The island was a place about which my Father would tell stories of painfully green spring grasses and huge schools of porpoises that would gambol about in the local waters. It was clear to me that my Father did not like having to leave the area to work elsewhere.

Once we were ensconsed in Newfie, we could see the sun come up from the cliffs near the Marconi wireless station where the first news that the Titanic was sinking was received from the striken ship itself.

Now that is a windy and barren, yet hauntingly beautiful place, where you can, at certain times of the year, see thousands of puffins nesting in the rocks, or massive icebergs drifting past hundreds of feet below. It was as if the sun was being handed right off across the water from one group of Irish broke people to the other group of Irish broke people on the other side.

Father always commented with a degree of irritation it was “just as though we’re looking at ourselves in a blasted mirror.”

I suppose that meant we just may as well have stayed where we were to start, I am not sure.
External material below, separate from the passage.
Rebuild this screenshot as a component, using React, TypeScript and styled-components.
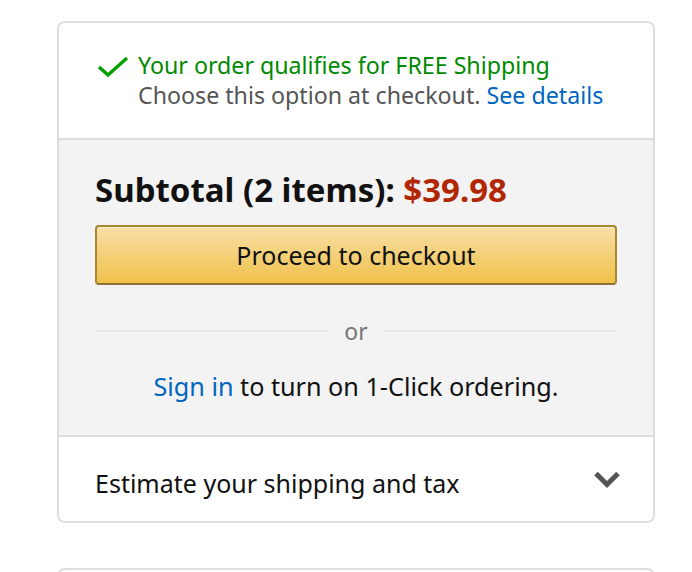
import React from 'react';
import styled, { createGlobalStyle } from 'styled-components';

const GlobalStyle = createGlobalStyle`
  body {
    margin: 0;
    background: #fff;
    font-family: "Noto Sans", "Liberation Sans", sans-serif;
    color: #111;
  }
`;

const Page = styled.div`
  padding: 21px 37px 0 57px;
  display: flex;
  flex-direction: column;
  gap: 45px;
`;

const Card = styled.div<{ $minHeight?: number }>`
  border: 2px solid #dddddd;
  border-radius: 8px;
  overflow: hidden;
  background: #fff;
  min-height: ${p => p.$minHeight || 0}px;
`;

const Section = styled.div<{ $gray?: boolean }>`
  background: ${p => (p.$gray ? '#f3f3f3' : '#fff')};
  & + & {
    border-top: 2px solid #dddddd;
  }
`;

const ShippingBox = styled.div`
  display: flex;
  align-items: flex-start;
  gap: 9px;
  padding: 27px 36px 28px 38px;
`;

const Check = styled.svg`
  flex: none;
  margin-top: 6px;
`;

const ShipText = styled.div`
  font-size: 23.2px;
  line-height: 30px;
`;

const Green = styled.div`
  color: #008a00;
`;

const Muted = styled.div`
  color: #555;
`;

const Link = styled.a`
  color: #0066c0;
  text-decoration: none;
`;

const Summary = styled.div`
  padding: 30px 36px 34px;
  display: flex;
  flex-direction: column;
`;

const Subtotal = styled.div`
  font-size: 33px;
  font-weight: 700;
  line-height: 40px;
  margin-bottom: 15px;
`;

const Price = styled.span`
  color: #b12704;
`;

const CheckoutButton = styled.button`
  height: 60px;
  border: 2px solid #a88734;
  border-bottom-color: #8c7130;
  border-radius: 4px;
  background: linear-gradient(to bottom, #f7dfa5, #f0c14b);
  box-shadow: inset 0 1px 0 rgba(255, 255, 255, 0.5);
  font-family: inherit;
  font-size: 25px;
  color: #111;
  cursor: pointer;
`;

const Divider = styled.div`
  display: flex;
  align-items: center;
  gap: 17px;
  margin-top: 33px;
  color: #767676;
  font-size: 23px;
  line-height: 26px;
  &::before,
  &::after {
    content: '';
    flex: 1;
    height: 2px;
    background: #e7e7e7;
  }
`;

const SignIn = styled.div`
  text-align: center;
  font-size: 25.2px;
  line-height: 30px;
  margin-top: 27px;
`;

const EstimateRow = styled.div`
  display: flex;
  align-items: flex-start;
  justify-content: space-between;
  padding: 32px 31px 24px 36px;
  height: 84px;
  box-sizing: border-box;
  font-size: 25px;
  line-height: 28px;
`;

export default function App() {
  return (
    <>
      <GlobalStyle />
      <Page>
        <Card>
          <Section>
            <ShippingBox>
              <Check width="32" height="22" viewBox="0 0 32 22">
                <path d="M2 11 L11 19 L30 2" fill="none" stroke="#00a000" strokeWidth="3.4" />
              </Check>
              <ShipText>
                <Green>Your order qualifies for FREE Shipping</Green>
                <Muted>
                  Choose this option at checkout. <Link href="#">See details</Link>
                </Muted>
              </ShipText>
            </ShippingBox>
          </Section>
          <Section $gray>
            <Summary>
              <Subtotal>
                Subtotal (2 items): <Price>$39.98</Price>
              </Subtotal>
              <CheckoutButton>Proceed to checkout</CheckoutButton>
              <Divider>or</Divider>
              <SignIn>
                <Link href="#">Sign in</Link> to turn on 1-Click ordering.
              </SignIn>
            </Summary>
          </Section>
          <Section>
            <EstimateRow>
              <span>Estimate your shipping and tax</span>
              <svg width="30" height="22" viewBox="0 0 30 22">
                <path d="M4 4.5 L15 15.5 L26 4.5" fill="none" stroke="#555" strokeWidth="5" />
              </svg>
            </EstimateRow>
          </Section>
        </Card>
        <Card $minHeight={60} />
      </Page>
    </>
  );
}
I am sorry to say I can’t ask him as he passed four years ago. I think he had something more like Florida in mind when we left Ireland, however his brother lived in St. Johns and a job was waiting and Florida is not noted for its vast mineral wealth, is it?

I grew up on that side of Canada before I decided to move west in an attempt to learn to speak English in such a way that could be understood by a non-native of Newfie. That means, I had to learn to speak English from scratch, a pursuit in which I remain engaged to the day.

Since you took the time to read any of this, I thought you might like to know.

I have never been to New York, but thanks for reading.

One Response to Skulking Writers In Dingle – For J.

  1. J says:

    Tadhg – thanks very much for this post. It feels overly indulgent to be in contact with you directly.

    Please keep going – maybe there are only a few of us visiting now, but undoubtedly you’ll have thousands of guests before too long. There’s something very gratifying here.